Tim was in his mid-20s and tired of working two jobs. His career job was still growing, so delivering pizza gave him money to set aside an emergency fund and cover an occasional luxury, but he wanted evenings free.
The solution was dry cabin living. Any place he might rent in town would have running water, which you paid for in addition to rent and electricity. Typical town rental, driven by military housing allowances, was one-third higher than rent on the outskirts of town in what the military deems substandard housing.
Tim looked at five different places and selected a clean, brightly-lit frame cabin in a community of such cabins in the Goldstream Valley, a granola community just north of Fairbanks. The cabin had a private outhouse, a loft and a bedroom on the ground floor. It had a full kitchen, sans running water in the sink. Perfect!
Tim set about turning his new home into a comfortable nest. I suggested he check out Samson’s, a local hardware store. He walked in there and, with guidance from dry cabins knowledgeable staff, bought an Okie bathtub, a solar shower, a porta-pot and a collection of Gerry cans.
Two weeks later, he invited a bunch of us out for a house warming.
Tim had taken the loft for his bedroom and turned the ground-floor bedroom into a bathroom/coat closet. A dresser that had been left behind by the previous tenant served as a counter for the dry sink and a vase of water awaited those who wanted to wash their hands after using the chem toilet, which held a blue fluid that controlled the odor.

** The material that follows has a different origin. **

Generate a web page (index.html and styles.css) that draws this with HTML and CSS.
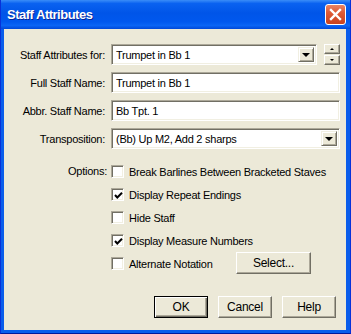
FILE: index.html
```html
<!DOCTYPE html>
<html lang="en">
<head>
    <meta charset="UTF-8">
    <title>Staff Attributes</title>
    <link rel="stylesheet" href="styles.css">
</head>
<body>
    <div class="window">
        <!-- Title bar -->
        <div class="titlebar">
            <span class="title">Staff Attributes</span>
            <span class="close">
                <svg width="13" height="13" viewBox="0 0 13 13">
                    <path d="M2 2 L11 11 M11 2 L2 11" stroke="#fff" stroke-width="2.4" stroke-linecap="square"/>
                </svg>
            </span>
        </div>

        <!-- Dialog body -->
        <div class="client">
            <div class="form">
                <span class="lbl">Staff Attributes for:</span>
                <div class="ctl first-row">
                    <div class="combo combo-short">
                        <span class="val">Trumpet in Bb 1</span>
                        <span class="drop"><i class="arrow"></i></span>
                    </div>
                    <div class="spin">
                        <span class="spin-btn"><i class="tri-up"></i></span>
                        <span class="spin-btn"><i class="tri-down"></i></span>
                    </div>
                </div>

                <span class="lbl">Full Staff Name:</span>
                <div class="field">Trumpet in Bb 1</div>

                <span class="lbl">Abbr. Staff Name:</span>
                <div class="field">Bb Tpt. 1</div>

                <span class="lbl">Transposition:</span>
                <div class="combo">
                    <span class="val">(Bb) Up M2, Add 2 sharps</span>
                    <span class="drop"><i class="arrow"></i></span>
                </div>
            </div>

            <div class="options">
                <span class="lbl opt-lbl">Options:</span>
                <div class="checks">
                    <div class="check-row">
                        <span class="box"></span>
                        <span>Break Barlines Between Bracketed Staves</span>
                    </div>
                    <div class="check-row">
                        <span class="box"><svg width="9" height="9" viewBox="0 0 9 9"><path d="M1 4 L3.3 6.5 L8 1.8" fill="none" stroke="#000" stroke-width="2"/></svg></span>
                        <span>Display Repeat Endings</span>
                    </div>
                    <div class="check-row">
                        <span class="box"></span>
                        <span>Hide Staff</span>
                    </div>
                    <div class="check-row">
                        <span class="box"><svg width="9" height="9" viewBox="0 0 9 9"><path d="M1 4 L3.3 6.5 L8 1.8" fill="none" stroke="#000" stroke-width="2"/></svg></span>
                        <span>Display Measure Numbers</span>
                    </div>
                    <div class="check-row">
                        <span class="box"></span>
                        <span class="check-text">Alternate Notation</span>
                        <span class="btn select-btn">Select...</span>
                    </div>
                </div>
            </div>

            <div class="buttons">
                <span class="btn default">OK</span>
                <span class="btn">Cancel</span>
                <span class="btn">Help</span>
            </div>
        </div>
    </div>
</body>
</html>
```

FILE: styles.css
```css
/* Basic page */
body {
    margin: 0;
    font-family: "Liberation Sans", Arial, sans-serif;
    font-size: 11px;
    letter-spacing: -0.25px;
    color: #000;
    background: #fff;
}

/* Window frame */
.window {
    width: 351px;
    height: 334px;
    box-sizing: border-box;
    display: flex;
    flex-direction: column;
    background: #0A5DEB;
    border: 1px solid #0831D9;
    border-top: 0;
    border-bottom-color: #001A9C;
}

.titlebar {
    height: 29px;
    flex: none;
    display: flex;
    align-items: center;
    padding-left: 6px;
    background: linear-gradient(to bottom, #3A8DF8 0%, #0A62F0 12%, #0055E8 45%, #0058EE 75%, #0A65F5 88%, #0048D8 100%);
}

.title {
    color: #fff;
    font-size: 13px;
    font-weight: bold;
    letter-spacing: -0.5px;
    text-shadow: 1px 1px #0B2696;
    padding-bottom: 1px;
}

.close {
    margin-left: auto;
    margin-right: 4px;
    width: 21px;
    height: 21px;
    box-sizing: border-box;
    border: 1px solid #fff;
    border-radius: 3px;
    background: linear-gradient(to bottom, #E98565 0%, #DE5A36 40%, #C9421E 100%);
    display: flex;
    align-items: center;
    justify-content: center;
}

.client {
    flex: 1;
    margin: 0 4px 3px 3px;
    background: #ECE9D8;
    display: flex;
    flex-direction: column;
}

/* Top form */
.form {
    display: grid;
    grid-template-columns: 101px 1fr;
    column-gap: 6px;
    row-gap: 7px;
    padding: 15px 10px 0 0;
    align-items: center;
}

.lbl {
    text-align: right;
    white-space: nowrap;
}

.first-row {
    display: flex;
    align-items: center;
}

.field,
.combo {
    height: 21px;
    box-sizing: border-box;
    background: #fff;
    border: 1px solid;
    border-color: #ACA899 #fff #fff #ACA899;
    box-shadow: inset 1px 1px #716F64, inset -1px -1px #F1EFE2;
    display: flex;
    align-items: center;
    padding-left: 4px;
    white-space: nowrap;
}

.combo {
    padding: 2px 2px 2px 4px;
}

.combo-short {
    width: 206px;
}

.val {
    flex: 1;
}

.drop {
    width: 16px;
    height: 15px;
    box-sizing: border-box;
    background: #ECE9D8;
    border: 1px solid;
    border-color: #F1EFE2 #716F64 #716F64 #F1EFE2;
    box-shadow: inset 1px 1px #fff, inset -1px -1px #ACA899;
    display: flex;
    align-items: center;
    justify-content: center;
}

.arrow {
    width: 0;
    height: 0;
    border-left: 4px solid transparent;
    border-right: 4px solid transparent;
    border-top: 4px solid #000;
    margin-top: 1px;
}

/* Spinner beside first combo */
.spin {
    margin-left: 7px;
    display: flex;
    flex-direction: column;
    gap: 1px;
}

.spin-btn {
    width: 16px;
    height: 10px;
    box-sizing: border-box;
    background: #ECE9D8;
    border: 1px solid;
    border-color: #fff #716F64 #716F64 #fff;
    box-shadow: inset -1px -1px #ACA899;
    display: flex;
    align-items: center;
    justify-content: center;
}

.tri-up,
.tri-down {
    width: 0;
    height: 0;
    border-left: 2px solid transparent;
    border-right: 2px solid transparent;
}

.tri-up {
    border-bottom: 2px solid #000;
}

.tri-down {
    border-top: 2px solid #000;
}

/* Options */
.options {
    display: grid;
    grid-template-columns: 103px 1fr;
    column-gap: 4px;
    margin-top: 11px;
}

.opt-lbl {
    line-height: 23px;
}

.check-row {
    height: 23px;
    display: flex;
    align-items: center;
}

.box {
    width: 13px;
    height: 13px;
    box-sizing: border-box;
    background: #fff;
    border: 1px solid;
    border-color: #ACA899 #fff #fff #ACA899;
    box-shadow: inset 1px 1px #716F64, inset -1px -1px #F1EFE2;
    margin-right: 5px;
    display: flex;
    align-items: center;
    justify-content: center;
}

.box svg {
    margin: 1px 0 0 1px;
}

.check-text {
    width: 107px;
}

/* Push buttons */
.btn {
    width: 54px;
    height: 22px;
    box-sizing: border-box;
    background: #ECE9D8;
    border: 1px solid;
    border-color: #fff #716F64 #716F64 #fff;
    box-shadow: inset -1px -1px #ACA899;
    display: flex;
    align-items: center;
    justify-content: center;
    font-size: 12px;
}

.btn.default {
    border-color: #000;
    box-shadow: inset 1px 1px #fff, inset -1px -1px #716F64, inset -2px -2px #ACA899;
}

.select-btn {
    width: 75px;
    margin-top: -1px;
}

.buttons {
    margin-top: auto;
    display: flex;
    justify-content: flex-end;
    gap: 10px;
    padding: 0 10px 12px 0;
}
```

Tim explained that after we left, he’d dump the holding tank in the outhouse, which was the only time he used that facility.
Except for washing my hands in cold water at using the rest room and needing to put ice in my drinking water since there was no tap to run, Tim pretty much lived like everyone else. He was clean, healthy and his house was bug free. He didn’t use paper plates, washing his dishes in a tub in the unplumbed sink after he heated the water on the stove. The solar shower lived in the loft near his bedroom. At first he disposed of the gray water by hauling it to the outhouse, but eventually, he discovered the house had a drain of sorts in the corner of the kitchen. An attached sewer pipe carried the water out to a homemade cistern that slowly seeped away into the ground during the warm months.
Tim lived in the cabin for three years and during that time, the only time he seemed to struggle with dry cabin living was when his folks visited from the Lower 48 and that was only because they teased him. He even grew a garden, laboring with a neighbor to divert a small creek for irrigation. Twenty years later, he speaks fondly of the cabin, though his wife had insisted that they move as soon as they were married.
Despite my assertion that I would never live like that, it is doable and can be done well, if the person choosing it is motivated.